** Collected data **
* * * * *

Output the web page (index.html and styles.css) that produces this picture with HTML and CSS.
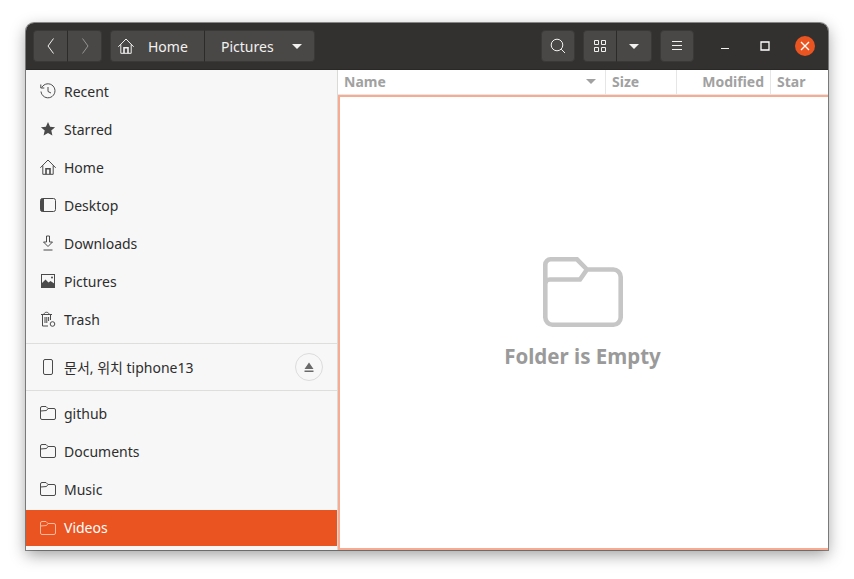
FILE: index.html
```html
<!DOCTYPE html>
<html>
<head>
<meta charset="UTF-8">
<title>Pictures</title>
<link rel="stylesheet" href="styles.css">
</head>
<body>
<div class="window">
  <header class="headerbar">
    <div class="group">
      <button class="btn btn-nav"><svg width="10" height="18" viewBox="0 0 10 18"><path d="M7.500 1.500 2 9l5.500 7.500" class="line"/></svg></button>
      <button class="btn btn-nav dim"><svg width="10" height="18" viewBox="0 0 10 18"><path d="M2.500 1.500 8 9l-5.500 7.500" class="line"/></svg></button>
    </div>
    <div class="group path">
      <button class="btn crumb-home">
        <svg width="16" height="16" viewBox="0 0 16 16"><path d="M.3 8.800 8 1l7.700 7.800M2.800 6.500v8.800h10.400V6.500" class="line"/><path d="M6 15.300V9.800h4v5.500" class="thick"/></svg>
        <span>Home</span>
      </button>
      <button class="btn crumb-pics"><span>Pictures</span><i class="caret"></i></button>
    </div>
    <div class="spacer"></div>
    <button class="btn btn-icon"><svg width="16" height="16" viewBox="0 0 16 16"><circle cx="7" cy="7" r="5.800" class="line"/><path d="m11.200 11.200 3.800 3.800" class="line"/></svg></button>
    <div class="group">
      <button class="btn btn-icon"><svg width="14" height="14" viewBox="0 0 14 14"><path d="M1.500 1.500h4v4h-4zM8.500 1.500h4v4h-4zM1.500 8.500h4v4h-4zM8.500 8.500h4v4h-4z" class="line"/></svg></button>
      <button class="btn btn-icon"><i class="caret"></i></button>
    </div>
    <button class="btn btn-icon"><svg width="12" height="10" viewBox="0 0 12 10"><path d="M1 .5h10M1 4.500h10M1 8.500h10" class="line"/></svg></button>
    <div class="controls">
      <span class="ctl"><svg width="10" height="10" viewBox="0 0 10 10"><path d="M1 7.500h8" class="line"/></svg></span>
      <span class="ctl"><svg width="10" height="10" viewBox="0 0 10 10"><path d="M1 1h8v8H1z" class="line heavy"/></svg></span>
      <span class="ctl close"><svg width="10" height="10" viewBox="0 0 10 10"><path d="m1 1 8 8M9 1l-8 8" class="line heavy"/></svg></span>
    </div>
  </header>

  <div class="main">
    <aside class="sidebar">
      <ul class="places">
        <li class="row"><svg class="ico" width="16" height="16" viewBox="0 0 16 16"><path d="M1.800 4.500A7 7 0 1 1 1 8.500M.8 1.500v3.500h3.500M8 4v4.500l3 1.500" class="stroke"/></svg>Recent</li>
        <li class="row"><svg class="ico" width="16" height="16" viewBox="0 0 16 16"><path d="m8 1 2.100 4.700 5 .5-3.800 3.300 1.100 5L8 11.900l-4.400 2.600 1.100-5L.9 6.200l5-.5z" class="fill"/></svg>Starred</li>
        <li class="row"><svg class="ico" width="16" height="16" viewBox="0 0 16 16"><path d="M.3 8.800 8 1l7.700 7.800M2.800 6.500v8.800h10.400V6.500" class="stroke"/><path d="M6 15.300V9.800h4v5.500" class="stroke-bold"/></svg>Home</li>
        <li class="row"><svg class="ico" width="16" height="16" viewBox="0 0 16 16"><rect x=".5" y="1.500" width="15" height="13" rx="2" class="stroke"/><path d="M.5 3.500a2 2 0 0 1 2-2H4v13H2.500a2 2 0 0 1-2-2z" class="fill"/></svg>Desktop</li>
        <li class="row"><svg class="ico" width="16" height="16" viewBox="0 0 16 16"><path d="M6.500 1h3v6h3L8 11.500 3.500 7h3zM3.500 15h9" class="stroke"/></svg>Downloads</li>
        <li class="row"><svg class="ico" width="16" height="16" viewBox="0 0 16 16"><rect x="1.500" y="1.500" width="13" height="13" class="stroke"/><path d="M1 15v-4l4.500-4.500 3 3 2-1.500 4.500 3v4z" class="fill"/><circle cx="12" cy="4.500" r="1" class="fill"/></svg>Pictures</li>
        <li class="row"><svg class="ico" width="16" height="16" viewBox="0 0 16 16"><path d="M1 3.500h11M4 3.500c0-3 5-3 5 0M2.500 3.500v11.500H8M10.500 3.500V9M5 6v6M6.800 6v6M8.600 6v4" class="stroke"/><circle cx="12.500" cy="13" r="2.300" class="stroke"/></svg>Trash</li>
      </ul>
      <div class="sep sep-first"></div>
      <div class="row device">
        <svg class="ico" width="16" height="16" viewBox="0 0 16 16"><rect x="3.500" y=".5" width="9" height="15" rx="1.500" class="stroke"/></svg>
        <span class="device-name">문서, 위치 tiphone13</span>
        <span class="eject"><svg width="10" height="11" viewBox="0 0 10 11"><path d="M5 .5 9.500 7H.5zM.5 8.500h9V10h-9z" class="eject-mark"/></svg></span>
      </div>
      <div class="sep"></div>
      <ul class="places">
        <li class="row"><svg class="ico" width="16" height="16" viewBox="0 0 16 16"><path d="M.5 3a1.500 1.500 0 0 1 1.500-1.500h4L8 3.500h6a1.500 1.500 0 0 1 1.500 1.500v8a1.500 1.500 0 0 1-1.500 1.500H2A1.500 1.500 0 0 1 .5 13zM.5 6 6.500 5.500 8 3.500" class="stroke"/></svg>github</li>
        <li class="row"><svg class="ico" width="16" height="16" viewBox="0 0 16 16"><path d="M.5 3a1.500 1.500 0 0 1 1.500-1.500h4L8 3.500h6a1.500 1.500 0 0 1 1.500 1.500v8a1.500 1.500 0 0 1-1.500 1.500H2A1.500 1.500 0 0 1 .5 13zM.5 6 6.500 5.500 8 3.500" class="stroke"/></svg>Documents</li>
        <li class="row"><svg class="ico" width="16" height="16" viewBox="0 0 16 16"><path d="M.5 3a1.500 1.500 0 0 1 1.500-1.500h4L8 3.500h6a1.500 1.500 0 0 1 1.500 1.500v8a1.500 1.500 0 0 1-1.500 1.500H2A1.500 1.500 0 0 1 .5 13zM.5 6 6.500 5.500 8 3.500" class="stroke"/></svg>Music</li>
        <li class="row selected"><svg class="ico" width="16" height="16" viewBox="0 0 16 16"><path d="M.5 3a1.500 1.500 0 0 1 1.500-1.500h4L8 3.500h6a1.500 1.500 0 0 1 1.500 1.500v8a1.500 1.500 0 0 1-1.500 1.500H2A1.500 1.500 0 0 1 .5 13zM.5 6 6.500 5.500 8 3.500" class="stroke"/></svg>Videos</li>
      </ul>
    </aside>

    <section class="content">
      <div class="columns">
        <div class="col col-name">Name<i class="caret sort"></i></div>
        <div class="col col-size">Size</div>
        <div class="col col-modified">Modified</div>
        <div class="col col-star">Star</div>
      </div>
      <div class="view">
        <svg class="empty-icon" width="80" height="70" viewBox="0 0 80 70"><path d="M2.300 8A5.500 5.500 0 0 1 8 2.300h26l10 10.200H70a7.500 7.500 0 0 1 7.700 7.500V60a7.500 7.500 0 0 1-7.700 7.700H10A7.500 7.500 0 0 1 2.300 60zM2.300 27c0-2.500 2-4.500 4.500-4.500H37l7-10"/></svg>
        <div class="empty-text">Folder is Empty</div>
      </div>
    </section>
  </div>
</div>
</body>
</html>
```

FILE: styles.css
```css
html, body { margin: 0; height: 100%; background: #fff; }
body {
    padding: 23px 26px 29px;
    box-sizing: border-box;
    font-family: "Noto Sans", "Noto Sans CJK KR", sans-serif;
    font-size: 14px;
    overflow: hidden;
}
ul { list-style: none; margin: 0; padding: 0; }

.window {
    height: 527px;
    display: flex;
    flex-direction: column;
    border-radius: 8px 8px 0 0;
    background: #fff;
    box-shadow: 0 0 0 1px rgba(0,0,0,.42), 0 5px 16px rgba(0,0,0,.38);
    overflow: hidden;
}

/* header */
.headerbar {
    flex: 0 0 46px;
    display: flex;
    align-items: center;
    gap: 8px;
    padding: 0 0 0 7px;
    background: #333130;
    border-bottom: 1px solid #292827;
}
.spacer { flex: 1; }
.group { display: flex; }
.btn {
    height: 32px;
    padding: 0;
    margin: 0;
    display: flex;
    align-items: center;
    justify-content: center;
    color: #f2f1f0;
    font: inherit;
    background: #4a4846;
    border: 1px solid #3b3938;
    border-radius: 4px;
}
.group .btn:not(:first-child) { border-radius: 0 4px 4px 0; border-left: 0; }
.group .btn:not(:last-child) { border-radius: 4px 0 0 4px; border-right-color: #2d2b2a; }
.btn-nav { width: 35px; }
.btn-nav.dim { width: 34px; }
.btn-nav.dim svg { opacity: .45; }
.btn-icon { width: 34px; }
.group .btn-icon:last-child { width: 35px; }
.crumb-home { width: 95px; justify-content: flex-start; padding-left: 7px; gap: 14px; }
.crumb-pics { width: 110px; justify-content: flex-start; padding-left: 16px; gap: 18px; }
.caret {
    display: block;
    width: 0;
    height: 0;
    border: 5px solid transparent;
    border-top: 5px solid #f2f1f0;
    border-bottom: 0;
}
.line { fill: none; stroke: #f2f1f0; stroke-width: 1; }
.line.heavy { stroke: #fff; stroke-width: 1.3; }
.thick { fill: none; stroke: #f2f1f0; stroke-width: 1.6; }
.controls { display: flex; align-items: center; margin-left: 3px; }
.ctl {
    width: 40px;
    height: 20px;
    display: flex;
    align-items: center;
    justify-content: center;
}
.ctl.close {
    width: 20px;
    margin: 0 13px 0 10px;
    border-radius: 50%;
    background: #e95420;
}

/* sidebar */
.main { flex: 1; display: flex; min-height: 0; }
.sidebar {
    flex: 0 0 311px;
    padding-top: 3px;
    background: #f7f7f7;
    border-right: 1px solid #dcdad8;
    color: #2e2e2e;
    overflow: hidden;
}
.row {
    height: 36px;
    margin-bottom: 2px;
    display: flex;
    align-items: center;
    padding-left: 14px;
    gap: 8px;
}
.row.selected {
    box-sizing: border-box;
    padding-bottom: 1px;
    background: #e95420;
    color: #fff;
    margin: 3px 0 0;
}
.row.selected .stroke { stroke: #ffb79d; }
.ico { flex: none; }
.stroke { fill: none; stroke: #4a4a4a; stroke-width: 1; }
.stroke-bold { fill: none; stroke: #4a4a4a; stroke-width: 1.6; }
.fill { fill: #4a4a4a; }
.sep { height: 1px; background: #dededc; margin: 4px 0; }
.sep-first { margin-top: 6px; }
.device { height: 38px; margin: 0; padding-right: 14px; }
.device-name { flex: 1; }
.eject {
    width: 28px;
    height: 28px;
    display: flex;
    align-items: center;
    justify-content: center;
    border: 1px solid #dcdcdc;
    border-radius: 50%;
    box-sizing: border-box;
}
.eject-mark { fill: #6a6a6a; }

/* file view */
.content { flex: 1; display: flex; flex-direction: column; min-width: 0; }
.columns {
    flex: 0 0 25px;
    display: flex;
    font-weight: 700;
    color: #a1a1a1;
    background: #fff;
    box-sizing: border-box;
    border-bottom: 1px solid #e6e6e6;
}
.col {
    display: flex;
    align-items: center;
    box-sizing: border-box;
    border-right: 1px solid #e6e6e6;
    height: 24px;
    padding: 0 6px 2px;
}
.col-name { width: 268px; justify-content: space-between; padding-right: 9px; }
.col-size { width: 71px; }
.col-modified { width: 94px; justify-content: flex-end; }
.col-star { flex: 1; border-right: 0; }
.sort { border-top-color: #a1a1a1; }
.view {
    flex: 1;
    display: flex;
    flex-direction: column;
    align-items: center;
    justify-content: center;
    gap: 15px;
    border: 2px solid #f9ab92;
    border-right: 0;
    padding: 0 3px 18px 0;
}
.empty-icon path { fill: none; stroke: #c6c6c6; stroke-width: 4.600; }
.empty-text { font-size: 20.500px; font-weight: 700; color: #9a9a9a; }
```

* * * * *

** Directions for this task **
Tell how many lines in the material above include the word "index", giving the number only.

** The result **
2